When they were first opening the brewery, Justin purposely didn’t ask advice from other brewers because he didn’t want to be “that guy.” But much to his and Courtney’s surprise, many of his fellow brewers stopped by on opening weekend to show their support. The Whites were also invited to join the Richmond Brewers United, which is a partnership between Richmond Regional Tourism, breweries and beer writers to share experiences and grow beer tourism in RVA.
Playing a supporting role
Because Courtney and Justin have found this support to be so important in their first year, they try to pay it forward by lending a hand to other local businesses, particularly those owned by women. This past summer, they hosted an outdoor event where female artisans of handmade goods could sell their creations. Plus, they’ve used their outdoor space, a large, grassy field behind the brewery, for a fitness boot camp, and they sell Lush cupcakes at special events (both businesses are women-owned).

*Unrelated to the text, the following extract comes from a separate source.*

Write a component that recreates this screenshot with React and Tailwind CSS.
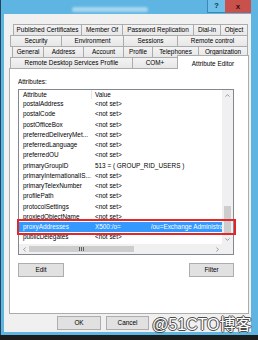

Currently, Justin is also taking the bold step to begin sourcing all of the brewery’s malt in Virginia: “We’re making a small sacrifice on our bottom dollar to support a local business, and I think that’s worth more than the few cents per pound [we could’ve saved].”In launching their new business, the Whites have always stayed true to who they are and what they believe in. “It’s personal for us,” says Courtney. In so doing, Justin and Courtney have created something that not only breaks the RVA brewery mold but also is drawing an enthusiastic (and thirsty) audience.